Metal micronutrients essential for plants (Fe, Mn, Cu, Zn, Ni and Mo) have unique chemical properties whose exploitation expands the range of biochemical transformations catalyzed in a cell. Micronutrients can also become toxic. Hence, plants must carefully regulate intracellular micronutrient levels within a remarkably narrow range of physiological concentrations. In the last decades, impressive increases in crop yield have been achieved with the adoption of intensive farming techniques. However, the extended use of mineral-based macronutrient fertilizers, continuous cropping, intensive irrigation, pesticides, and high-yielding varieties has led to a situation where crop micronutrient demands often exceed soil micronutrient availability. Nowadays, micronutrient deficiencies are common worldwide and must be prevented or treated to sustain yield. Furthermore, these agricultural practices focused on crop yield have concomitantly produced a continuous fall in the nutritional quality of plant-based food. This fact has contributed to human micronutrient malnutrition (‘hidden hunger’), affecting ~30% of the human population. Iron and Zn are the most widespread deficiencies and lead to severe outcomes such as neuropsychologic impairment and perinatal complications. Micronutrient malnutrition may further threaten future generations since recent research has shown that elevated atmospheric CO2 concentrations can decrease Fe and Zn levels of staple crops. Maintaining yields and increasing the nutritional quality of foods in a changing environment need a wholistic and knowledge-based transformation of agricultural practices and breeding programs.

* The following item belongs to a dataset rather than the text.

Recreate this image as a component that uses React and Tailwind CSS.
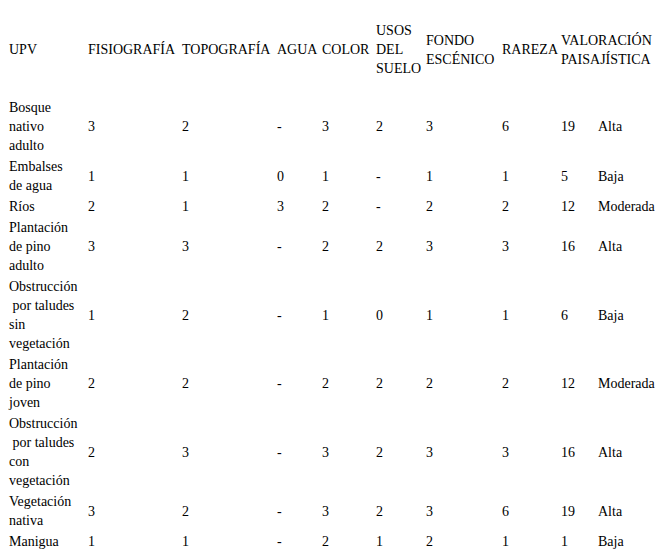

The root metabolome of metal-stressed crops

A significant part of plant's adaptation to stress is the production and secretion by roots of an array of metabolites with diverse functions. Once in the rhizosphere, metabolites secreted by plants can directly mine metals from the soil, as well as attract, repel, inhibit or kill existing biota. We are interested in discovering, studying and exploiting this limitless portfolio of substances. Currently, we combine metabolomics, its sub-fields exo-metabolomics and computational metabolomics, along with transcriptomics to decipher poorly known metabolic networks occurring in roots of Fe- and Zn- deficient crop plants, capturing the chemical diversity of metabolites crops release into the rhizosphere.  Using ectopic transient expression and enzymatic assays, we tackle the identification of enzymes responsible for the production of metabolites of interest. Furthermore, we study the interplay between root exudates and root cell walls, soil components and root microbiome.

Tuning iron homeostasis in plants

The team is interested in understanding how plants finely regulate the balance between micronutrient acquisition, distribution and toxicity, with the final goal of increasing micronutrient content in crops. On the one hand, we are studying molecular basis controlling the class of metabolite produced and released by different crops to cope with low Fe availability, finding the DNA signatures and the specific components of the Fe-homeostasis regulatory cascade in plants controlling such metabolite production. On the other hand, we are interested in BTS/L proteins, key players in fine-tuning the balance between Fe acquisition and Fe supply by facilitating the ubiquitination and turnover of specific proteins. Despite the importance of protein turnover, a comprehensive analysis of this layer of regulation in Fe homeostasis in plants is still lacking. We are working on identifying the majority of the proteins ubiquitinated by the BTS/L regulon to understand their impact on the Fe deficiency response in the model plant Arabidopsis thaliana.